Escritores que piensen en sus lectores - Alfa y Omega

Hace unos días alguien compartió en Twitter una entrevista que otro alguien le había hecho a Arcadi Espada. No leí la conversación entera —eso habría sido ensañamiento, casi masoquismo—, pero sí una respuesta que da para artículo y quizá también para libro: «Cuando empieza a pensar en el lector, ya está cediendo soberanía. Uno ha de escribir, y ha de pensar, lo que a uno le parece bien, naturalmente teniendo en cuenta los inputs que recibe a lo largo del día».

Muchas personas opinan como Espada; podría decirse incluso que la mayoría de las personas lo hacen. Según ellas, el escritor debe escribir lo que él estime conveniente, oportuno, razonable, sin preocuparse demasiado, ¡sin preocuparse nada!, por sus lectores. El escritor, a su juicio, no debería detenerse a pensar si lo que se dispone a escribir gustará o no a quien lo lea. Tiene que guiarse por su conciencia y por su ingenio, hacer lo que ellos le dicten. Si quiere preservar su soberanía, su independencia, su libertad de espíritu, habrá de erigir un muro que lo separe de sus lectores, uno que imposibilite la comunicación con ellos. Habrá de enclaustrarse en una torre de marfil y pontificar desde ella. En caso de no hacerlo, vaticina Espada, terminará escribiendo para agradarles, degenerará en propagandista. Apenas habrá forma de distinguir su voz, corrompida por la fama y el éxito, de la de los impostores.

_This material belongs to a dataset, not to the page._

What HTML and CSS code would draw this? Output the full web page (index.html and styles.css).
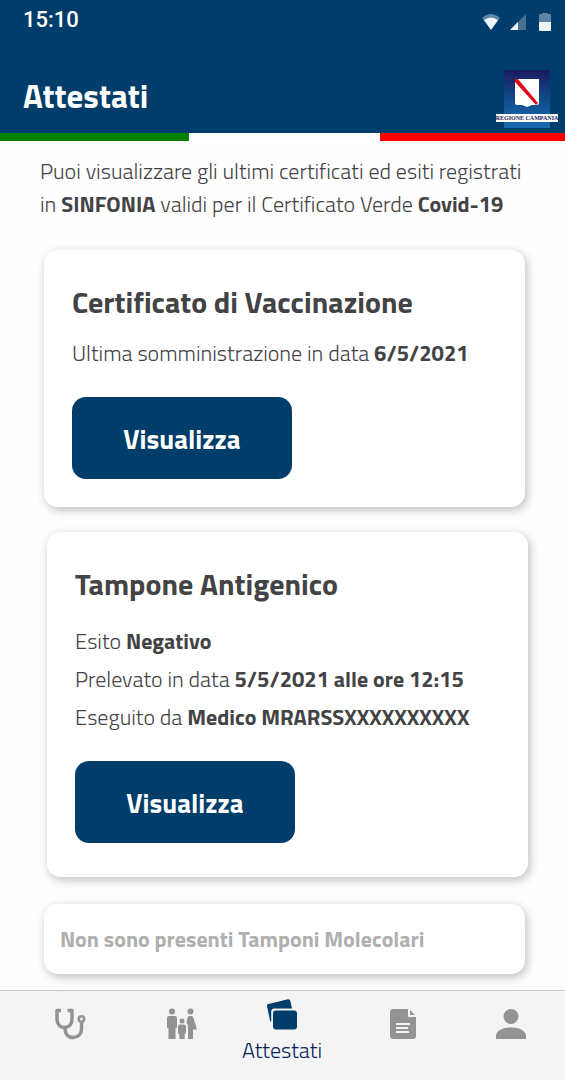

Comprendo esta opinión —qué mal cuando el escritor se desvive por el aplauso—, pero no puedo compartirla. Creo, al contrario, que pensar en los lectores es imprescindible, primero, y benéfico, después. Hacerlo le evita a uno muchos problemas. No hay mejor antídoto contra el bodrio, contra la divagación, contra la vanilocuencia. ¡Cuántos ladrillos menos se habrían arrojado al mercado si sus autores, si sus editores, hubieran dedicado un puñado de segundos a pensar en el lector! ¡Cuántos versos de poetastros que ni escribir en prosa saben! Cuánta literatura intimista, autobiográfica, habría permanecido en ese cajón que nunca tendría que haber abandonado. Pensar en el lector no es un impedimento, qué va, sino una de las condiciones de la buena literatura.

Espada, además, reclama algo así como una excepcionalidad literaria, exige para los escritores un privilegio que a nadie se le ocurriría exigir para otros. ¿Acaso puede el cocinero no pensar en los comensales y sí, tan solo, en el propio lucimiento? Puede, cierto, y el resultado es la alta cocina contemporánea. ¿Acaso puede el artesano obviar el fútil detalle de que faena para alguien? ¿Acaso puede un cura de pueblo desentenderse de su feligresía y escribir el sermón dominical como Tomás escribió la Suma de teología, escribirlo como si fuera a pronunciarlo luego en el Areópago? No es solo que el escritor deba pensar en el lector; es que cuando escribe —courtoisie oblige— apenas debería pensar en otra cosa. No debería escribir un solo párrafo sin evaluar antes el efecto que provocará en quien lo lea: si lo entristecerá, si lo alegrará, si lo indignará, si lo conmoverá, si lo esperanzará.

Arcadi cree que el escritor es especial; yo replico que no lo es y que cabe exigirle lo que a cualquiera que haya sido bendecido con un don: que lo ponga al servicio de los demás. Que escriba lo que es bueno para sus lectores y no lo que a él le brote, que rinda su soberanía a una causa justa, que renuncie a la libertad de espíritu en apariencia para poder ganarla en verdad. Que piense primero en el lector y luego en sí mismo, que su ego vaya contrayéndose para poder dar a luz algo provechoso.

El escritor no puede desentenderse de sus lectores porque en ellos está su misión, que no es ni expresarse ni realizarse ni desahogarse sino una mucho más generosa. Descubrirles a los pocos, muchos que tenga un mundo de prodigios y milagros. Renovar su mirada, sacudir esa pátina de tedio y de desesperanza que, tras un sinfín de reveses, amarguras, sinsabores, se ha asentado sobre su retina. Recordarles la gracia de vivir incluso cuando la vida se vive a la intemperie, arrullarles en las noches de sombras y monstruos, construirles un refugio de papel y tinta en el que guarecerse durante la tormenta.

¿Puede hacer todo eso si apenas piensa en el lector? ¿Puede hacerlo desde su torre de marfil? ¿Puede hacerlo si se limita, como dice Espada, a escribir «lo que a él le parece bien»?